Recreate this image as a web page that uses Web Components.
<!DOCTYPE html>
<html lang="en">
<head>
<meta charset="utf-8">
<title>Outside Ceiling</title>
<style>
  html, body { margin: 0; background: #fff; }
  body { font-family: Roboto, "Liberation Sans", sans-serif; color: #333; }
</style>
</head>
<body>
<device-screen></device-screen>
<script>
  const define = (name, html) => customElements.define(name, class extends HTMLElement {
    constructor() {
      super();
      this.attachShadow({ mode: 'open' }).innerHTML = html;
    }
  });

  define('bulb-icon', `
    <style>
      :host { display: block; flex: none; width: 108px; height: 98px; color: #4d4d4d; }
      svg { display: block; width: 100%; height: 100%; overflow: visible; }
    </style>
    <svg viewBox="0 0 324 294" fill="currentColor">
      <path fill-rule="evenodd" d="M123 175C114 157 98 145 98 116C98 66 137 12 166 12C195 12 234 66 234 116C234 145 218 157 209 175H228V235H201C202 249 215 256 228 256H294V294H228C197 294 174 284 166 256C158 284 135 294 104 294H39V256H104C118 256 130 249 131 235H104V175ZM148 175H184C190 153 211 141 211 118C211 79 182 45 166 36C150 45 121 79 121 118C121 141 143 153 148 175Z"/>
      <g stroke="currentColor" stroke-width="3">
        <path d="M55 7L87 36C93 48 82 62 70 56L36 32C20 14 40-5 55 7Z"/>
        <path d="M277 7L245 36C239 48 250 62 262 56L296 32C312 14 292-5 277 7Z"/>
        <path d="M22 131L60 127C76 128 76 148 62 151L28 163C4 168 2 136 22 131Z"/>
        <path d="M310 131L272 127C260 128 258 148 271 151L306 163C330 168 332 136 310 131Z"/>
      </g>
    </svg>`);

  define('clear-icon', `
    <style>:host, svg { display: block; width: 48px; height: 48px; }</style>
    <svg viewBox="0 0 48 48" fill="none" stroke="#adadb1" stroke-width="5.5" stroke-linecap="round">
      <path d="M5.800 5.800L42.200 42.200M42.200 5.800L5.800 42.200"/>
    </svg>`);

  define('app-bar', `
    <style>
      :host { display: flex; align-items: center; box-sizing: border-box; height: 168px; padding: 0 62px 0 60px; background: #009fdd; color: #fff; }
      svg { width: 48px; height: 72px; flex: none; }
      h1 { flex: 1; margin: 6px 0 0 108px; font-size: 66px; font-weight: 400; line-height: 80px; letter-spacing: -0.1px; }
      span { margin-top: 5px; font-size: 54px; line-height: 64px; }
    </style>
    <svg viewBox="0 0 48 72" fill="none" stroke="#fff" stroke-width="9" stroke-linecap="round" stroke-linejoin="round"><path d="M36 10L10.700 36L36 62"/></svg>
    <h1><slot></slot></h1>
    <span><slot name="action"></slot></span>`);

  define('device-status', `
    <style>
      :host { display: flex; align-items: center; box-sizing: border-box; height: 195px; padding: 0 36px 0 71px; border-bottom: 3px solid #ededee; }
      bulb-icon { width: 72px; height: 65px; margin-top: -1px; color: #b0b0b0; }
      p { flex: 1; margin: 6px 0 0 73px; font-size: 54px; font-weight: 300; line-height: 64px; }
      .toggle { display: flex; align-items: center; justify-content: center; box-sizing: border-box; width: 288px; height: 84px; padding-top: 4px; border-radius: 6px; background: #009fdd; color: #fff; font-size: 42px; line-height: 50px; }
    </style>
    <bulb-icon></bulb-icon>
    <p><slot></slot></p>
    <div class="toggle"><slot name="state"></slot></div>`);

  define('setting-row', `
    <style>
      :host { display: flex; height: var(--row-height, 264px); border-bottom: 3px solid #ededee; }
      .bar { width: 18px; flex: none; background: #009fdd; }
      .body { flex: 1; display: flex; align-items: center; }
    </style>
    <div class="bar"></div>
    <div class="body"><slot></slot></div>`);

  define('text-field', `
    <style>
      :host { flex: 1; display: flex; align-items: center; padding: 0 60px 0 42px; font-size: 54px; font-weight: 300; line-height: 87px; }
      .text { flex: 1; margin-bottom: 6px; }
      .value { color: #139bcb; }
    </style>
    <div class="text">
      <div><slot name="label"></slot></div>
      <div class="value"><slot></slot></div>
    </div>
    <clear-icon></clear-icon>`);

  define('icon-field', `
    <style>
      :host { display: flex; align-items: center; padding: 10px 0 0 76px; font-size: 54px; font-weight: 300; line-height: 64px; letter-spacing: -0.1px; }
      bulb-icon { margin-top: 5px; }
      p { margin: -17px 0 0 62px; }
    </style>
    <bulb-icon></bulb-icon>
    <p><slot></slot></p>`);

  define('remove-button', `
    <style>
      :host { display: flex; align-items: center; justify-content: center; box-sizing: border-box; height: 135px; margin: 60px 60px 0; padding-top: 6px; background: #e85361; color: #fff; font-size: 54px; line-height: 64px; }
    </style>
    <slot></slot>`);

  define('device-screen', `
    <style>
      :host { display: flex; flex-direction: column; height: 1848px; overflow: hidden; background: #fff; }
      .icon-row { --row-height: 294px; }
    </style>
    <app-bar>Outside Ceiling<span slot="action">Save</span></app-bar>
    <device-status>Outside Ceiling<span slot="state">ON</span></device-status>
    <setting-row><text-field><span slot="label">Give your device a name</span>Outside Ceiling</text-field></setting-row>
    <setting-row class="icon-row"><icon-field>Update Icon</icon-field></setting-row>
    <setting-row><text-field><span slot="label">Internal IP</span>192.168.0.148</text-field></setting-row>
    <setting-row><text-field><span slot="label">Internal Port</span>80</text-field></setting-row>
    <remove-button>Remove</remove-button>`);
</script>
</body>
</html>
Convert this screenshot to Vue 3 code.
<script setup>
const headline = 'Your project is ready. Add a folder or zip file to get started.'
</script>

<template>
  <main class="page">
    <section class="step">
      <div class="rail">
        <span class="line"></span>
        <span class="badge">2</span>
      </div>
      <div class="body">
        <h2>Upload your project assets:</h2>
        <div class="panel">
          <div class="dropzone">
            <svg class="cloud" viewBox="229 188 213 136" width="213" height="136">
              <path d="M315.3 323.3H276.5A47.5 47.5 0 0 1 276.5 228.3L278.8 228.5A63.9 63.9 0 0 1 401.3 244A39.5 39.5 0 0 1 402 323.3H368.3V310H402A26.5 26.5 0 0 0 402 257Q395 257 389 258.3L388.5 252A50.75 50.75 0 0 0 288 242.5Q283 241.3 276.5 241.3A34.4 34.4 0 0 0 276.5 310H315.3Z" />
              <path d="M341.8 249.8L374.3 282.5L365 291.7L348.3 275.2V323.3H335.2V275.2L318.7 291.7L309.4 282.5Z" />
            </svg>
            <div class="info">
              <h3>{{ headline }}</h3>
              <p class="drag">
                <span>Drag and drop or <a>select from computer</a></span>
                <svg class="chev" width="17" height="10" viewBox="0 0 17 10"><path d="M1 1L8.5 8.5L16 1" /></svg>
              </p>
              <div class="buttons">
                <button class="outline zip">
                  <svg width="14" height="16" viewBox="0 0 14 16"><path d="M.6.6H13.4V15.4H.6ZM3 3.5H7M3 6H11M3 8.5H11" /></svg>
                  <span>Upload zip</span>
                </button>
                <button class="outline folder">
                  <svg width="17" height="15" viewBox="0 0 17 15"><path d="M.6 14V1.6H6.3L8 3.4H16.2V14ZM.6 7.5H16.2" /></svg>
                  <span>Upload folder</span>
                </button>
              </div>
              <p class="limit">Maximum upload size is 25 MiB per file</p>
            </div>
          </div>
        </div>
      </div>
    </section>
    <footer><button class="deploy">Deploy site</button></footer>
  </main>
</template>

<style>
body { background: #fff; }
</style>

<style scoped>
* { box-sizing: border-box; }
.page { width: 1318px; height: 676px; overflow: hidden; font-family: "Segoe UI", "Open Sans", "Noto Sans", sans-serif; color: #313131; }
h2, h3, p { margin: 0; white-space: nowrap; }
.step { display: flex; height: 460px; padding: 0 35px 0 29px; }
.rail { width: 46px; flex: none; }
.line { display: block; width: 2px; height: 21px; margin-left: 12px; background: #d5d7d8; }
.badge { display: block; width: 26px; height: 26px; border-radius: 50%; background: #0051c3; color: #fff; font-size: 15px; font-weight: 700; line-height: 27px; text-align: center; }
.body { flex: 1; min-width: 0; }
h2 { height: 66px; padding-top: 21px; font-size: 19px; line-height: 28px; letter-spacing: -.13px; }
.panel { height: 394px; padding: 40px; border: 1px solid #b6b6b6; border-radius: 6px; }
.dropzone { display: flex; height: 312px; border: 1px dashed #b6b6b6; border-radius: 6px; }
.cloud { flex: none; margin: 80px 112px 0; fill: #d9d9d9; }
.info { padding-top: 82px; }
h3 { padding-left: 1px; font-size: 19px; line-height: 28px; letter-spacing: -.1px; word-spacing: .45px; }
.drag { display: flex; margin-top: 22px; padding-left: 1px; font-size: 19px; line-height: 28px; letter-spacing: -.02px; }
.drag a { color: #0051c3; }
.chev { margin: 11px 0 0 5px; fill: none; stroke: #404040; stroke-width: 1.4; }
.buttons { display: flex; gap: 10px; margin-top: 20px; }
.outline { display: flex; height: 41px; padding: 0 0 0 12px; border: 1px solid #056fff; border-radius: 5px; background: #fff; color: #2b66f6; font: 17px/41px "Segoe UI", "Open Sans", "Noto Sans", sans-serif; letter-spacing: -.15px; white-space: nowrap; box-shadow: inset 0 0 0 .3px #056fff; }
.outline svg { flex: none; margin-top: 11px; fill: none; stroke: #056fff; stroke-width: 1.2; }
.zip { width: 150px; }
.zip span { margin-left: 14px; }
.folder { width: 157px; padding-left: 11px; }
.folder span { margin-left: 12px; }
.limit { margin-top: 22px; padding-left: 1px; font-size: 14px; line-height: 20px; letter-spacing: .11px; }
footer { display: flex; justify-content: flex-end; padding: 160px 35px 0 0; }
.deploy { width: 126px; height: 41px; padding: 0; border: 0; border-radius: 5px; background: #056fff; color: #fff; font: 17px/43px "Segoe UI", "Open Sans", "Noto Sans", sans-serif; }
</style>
__________
### Set problem
Tally the lines of the records holding the word "page", then give only the resulting number.

### The output
3